Nachdem Alex gegangen ist, mach ich mich auf den Weg zum Kloster. Ich schlendere erst ein bisschen über den Klosterhof und will gerade mein Zelt aufbauen, da kommen Goro und Aran auf mich zugelaufen. Sie fragen, ob ich wirklich hier zelten will und bieten mir stattdessen an mit zu Aran zu kommen. Zum einen soll es hier in der Gegend Wölfe geben und zum anderen entspricht das ihrem Verständnis von Gastfreundschaft, wie sie betonen. Außerdem hat Arans Mutter gekocht! Und es gibt Wodka. So vielen überzeugenden Argumenten kann ich nichts entgegensetzen. Goro und Aran sind mir außerdem gleich sympathisch. Also bau ich mein Zelt wieder ab und geh mit den beiden mit. Bei Aran angekommen werd ich erstmal seiner Familie vorgestellt und bekomm eine Führung durchs ganze Haus. Die Lebensverhältnisse sind einfach, das Haus an vielen Stellen ein Provisorium, die Inneneinrichtung zum Teil Jahrzehnte alt. Draußen gibts einen Garten in dem Obst und Gemüse für den Eigenbedarf angebaut wird. Um den Garten kümmert sich Aran. Eigentlich hat er in Jerewan Journalismus studiert und vor einem Jahr seinen Masterabschluss gemacht. Bisher hat er jedoch keine Arbeit gefunden und lebt daher wieder zu Hause bei seinen Eltern. Arans Familie ist überaus herzlich. Es wird viel gelacht und zusammen haben wir einen richtig schönen und auch langen Abend.

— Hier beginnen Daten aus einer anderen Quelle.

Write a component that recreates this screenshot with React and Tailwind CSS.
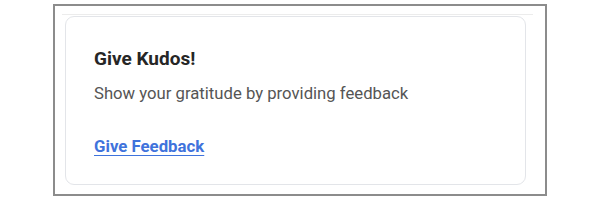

Am Samstag gehts weiter durch die Debed-Schlucht Richtung Sevan-See. Ich kann mich ganz in meinem Element fühlen. Überall Berge. Es geht rauf und runter. In einer Tour. Selten gibt es flache Abschnitte. Und weiterhin wechseln sich im Tagesrhythmus die Landschaftsbilder ab. Morgens waldreich, abends steppenartig. Anstrengend und abwechslungsreich zugleich. Am Sevan-See komme ich am Sonntag an und übernachte auf einer Art Campingplatz. Kaum steht mein Zelt werde ich von Sarkis und seinen Freunden, die hier den Abend verbringen, zum Barbecue eingeladen. Es gibt bergeweise Köstlichkeiten. Verschiedene Sorten Fleisch, gegrilltes Gemüse, Kartoffeln, Salat und zwischendrin immer wieder Wodka. Gründe zum Anstoßen finden sich viele. Nach dem fünften Glas ist für mich aber Schluss. Wobei ich dafür einiges an Überzeugungsarbeit leisten muss. Und als Sarkis und seine Freunde dann später zusammenpacken, mach ich mich mit einem seligen Grinsen im Gesicht auf den Weg Richtung Zelt.

Am Sevan-See beschließe ich, nicht wie ursprünglich geplant, weiter am See entlang zu fahren, sondern noch einen Abstecher in die Hauptstadt Jerewan zu machen. Da ich momentan keine wirklich brauchbaren Karten habe, muss ich in Sevan nach dem Weg fragen. Nikolai hilft mir weiter. Er lotst mich durch Sevan und läd mich dann schnell noch zu sich nach Hause ein. Als Fahrradfahrer muss ich doch Hunger haben, meint er. Es gibt Bratkartoffeln, Brot und Käse. Und später zum Abschied noch ein Glas Wodka. Schon wieder, oje….
Ich denk mir, dass ein Glas okay ist. Und irgendwie will ich ja auch nicht unhöflich sein. Aber für die Zukunft muss ich mir da echt eine Taktik überlegen. So viel Wodka, wie in drei Tagen Armenien, hab ich glaub ich im ganzen letzten Jahr nicht getrunken. Aber gut, im Iran ist damit ja dann erstmal Schluss.

Von Nikolai gehts dann wieder auf der Bundesstraße entlang. Ab Hrazdan wechsel ich auf Nebenstraßen. So seh ich nämlich noch ein bisschen was von der Landschaft. Gestern schließlich bin ich in Jerewan angekommen und hier bleib sicher auch eins, zwei Tage. Mal wieder in einem schicken Hostel.